- **COLLECTED DATA**
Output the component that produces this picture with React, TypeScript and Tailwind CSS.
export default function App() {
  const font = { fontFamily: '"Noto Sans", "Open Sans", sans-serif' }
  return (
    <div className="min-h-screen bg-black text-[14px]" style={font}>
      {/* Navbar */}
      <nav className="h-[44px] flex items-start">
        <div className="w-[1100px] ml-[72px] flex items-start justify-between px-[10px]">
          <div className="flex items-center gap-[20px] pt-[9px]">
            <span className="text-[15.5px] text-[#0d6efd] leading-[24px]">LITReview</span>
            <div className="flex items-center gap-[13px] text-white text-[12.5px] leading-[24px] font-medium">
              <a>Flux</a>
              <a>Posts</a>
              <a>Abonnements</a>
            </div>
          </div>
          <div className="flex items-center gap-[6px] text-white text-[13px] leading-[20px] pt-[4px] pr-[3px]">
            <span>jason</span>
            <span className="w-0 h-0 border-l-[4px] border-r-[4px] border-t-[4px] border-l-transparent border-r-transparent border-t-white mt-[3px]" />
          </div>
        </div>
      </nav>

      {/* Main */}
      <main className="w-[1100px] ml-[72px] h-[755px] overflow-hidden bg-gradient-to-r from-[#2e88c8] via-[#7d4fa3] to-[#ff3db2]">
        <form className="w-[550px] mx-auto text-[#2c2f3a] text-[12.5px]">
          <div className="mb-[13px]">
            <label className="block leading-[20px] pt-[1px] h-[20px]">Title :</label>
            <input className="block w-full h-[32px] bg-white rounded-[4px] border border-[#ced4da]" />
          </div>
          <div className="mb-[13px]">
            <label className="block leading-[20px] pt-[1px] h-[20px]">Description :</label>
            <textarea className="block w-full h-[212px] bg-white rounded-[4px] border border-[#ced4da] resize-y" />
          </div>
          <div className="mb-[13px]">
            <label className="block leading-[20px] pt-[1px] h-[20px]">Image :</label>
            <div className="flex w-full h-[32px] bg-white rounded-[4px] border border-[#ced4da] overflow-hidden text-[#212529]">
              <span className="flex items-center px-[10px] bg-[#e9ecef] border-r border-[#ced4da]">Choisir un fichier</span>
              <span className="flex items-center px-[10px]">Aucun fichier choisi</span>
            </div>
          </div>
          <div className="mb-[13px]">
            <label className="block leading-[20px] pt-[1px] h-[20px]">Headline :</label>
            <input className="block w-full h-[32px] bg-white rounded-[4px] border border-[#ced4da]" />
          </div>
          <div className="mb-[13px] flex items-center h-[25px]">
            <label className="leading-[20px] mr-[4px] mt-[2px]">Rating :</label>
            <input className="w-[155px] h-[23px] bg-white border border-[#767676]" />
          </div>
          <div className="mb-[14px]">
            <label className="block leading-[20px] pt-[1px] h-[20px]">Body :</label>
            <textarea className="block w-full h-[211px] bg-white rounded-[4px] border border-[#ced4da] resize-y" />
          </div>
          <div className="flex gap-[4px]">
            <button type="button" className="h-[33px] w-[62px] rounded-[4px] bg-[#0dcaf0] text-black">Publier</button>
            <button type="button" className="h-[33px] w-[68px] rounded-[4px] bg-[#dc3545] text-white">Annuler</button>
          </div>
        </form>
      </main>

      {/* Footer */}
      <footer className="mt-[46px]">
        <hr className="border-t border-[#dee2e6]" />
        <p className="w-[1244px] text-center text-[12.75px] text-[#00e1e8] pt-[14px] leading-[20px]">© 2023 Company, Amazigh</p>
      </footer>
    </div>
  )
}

- **TASK GOAL**
Set down every line of the listing above again, exactly as given.

- **FINAL ANSWER**
Output the component that produces this picture with React, TypeScript and Tailwind CSS.
export default function App() {
  const font = { fontFamily: '"Noto Sans", "Open Sans", sans-serif' }
  return (
    <div className="min-h-screen bg-black text-[14px]" style={font}>
      {/* Navbar */}
      <nav className="h-[44px] flex items-start">
        <div className="w-[1100px] ml-[72px] flex items-start justify-between px-[10px]">
          <div className="flex items-center gap-[20px] pt-[9px]">
            <span className="text-[15.5px] text-[#0d6efd] leading-[24px]">LITReview</span>
            <div className="flex items-center gap-[13px] text-white text-[12.5px] leading-[24px] font-medium">
              <a>Flux</a>
              <a>Posts</a>
              <a>Abonnements</a>
            </div>
          </div>
          <div className="flex items-center gap-[6px] text-white text-[13px] leading-[20px] pt-[4px] pr-[3px]">
            <span>jason</span>
            <span className="w-0 h-0 border-l-[4px] border-r-[4px] border-t-[4px] border-l-transparent border-r-transparent border-t-white mt-[3px]" />
          </div>
        </div>
      </nav>

      {/* Main */}
      <main className="w-[1100px] ml-[72px] h-[755px] overflow-hidden bg-gradient-to-r from-[#2e88c8] via-[#7d4fa3] to-[#ff3db2]">
        <form className="w-[550px] mx-auto text-[#2c2f3a] text-[12.5px]">
          <div className="mb-[13px]">
            <label className="block leading-[20px] pt-[1px] h-[20px]">Title :</label>
            <input className="block w-full h-[32px] bg-white rounded-[4px] border border-[#ced4da]" />
          </div>
          <div className="mb-[13px]">
            <label className="block leading-[20px] pt-[1px] h-[20px]">Description :</label>
            <textarea className="block w-full h-[212px] bg-white rounded-[4px] border border-[#ced4da] resize-y" />
          </div>
          <div className="mb-[13px]">
            <label className="block leading-[20px] pt-[1px] h-[20px]">Image :</label>
            <div className="flex w-full h-[32px] bg-white rounded-[4px] border border-[#ced4da] overflow-hidden text-[#212529]">
              <span className="flex items-center px-[10px] bg-[#e9ecef] border-r border-[#ced4da]">Choisir un fichier</span>
              <span className="flex items-center px-[10px]">Aucun fichier choisi</span>
            </div>
          </div>
          <div className="mb-[13px]">
            <label className="block leading-[20px] pt-[1px] h-[20px]">Headline :</label>
            <input className="block w-full h-[32px] bg-white rounded-[4px] border border-[#ced4da]" />
          </div>
          <div className="mb-[13px] flex items-center h-[25px]">
            <label className="leading-[20px] mr-[4px] mt-[2px]">Rating :</label>
            <input className="w-[155px] h-[23px] bg-white border border-[#767676]" />
          </div>
          <div className="mb-[14px]">
            <label className="block leading-[20px] pt-[1px] h-[20px]">Body :</label>
            <textarea className="block w-full h-[211px] bg-white rounded-[4px] border border-[#ced4da] resize-y" />
          </div>
          <div className="flex gap-[4px]">
            <button type="button" className="h-[33px] w-[62px] rounded-[4px] bg-[#0dcaf0] text-black">Publier</button>
            <button type="button" className="h-[33px] w-[68px] rounded-[4px] bg-[#dc3545] text-white">Annuler</button>
          </div>
        </form>
      </main>

      {/* Footer */}
      <footer className="mt-[46px]">
        <hr className="border-t border-[#dee2e6]" />
        <p className="w-[1244px] text-center text-[12.75px] text-[#00e1e8] pt-[14px] leading-[20px]">© 2023 Company, Amazigh</p>
      </footer>
    </div>
  )
}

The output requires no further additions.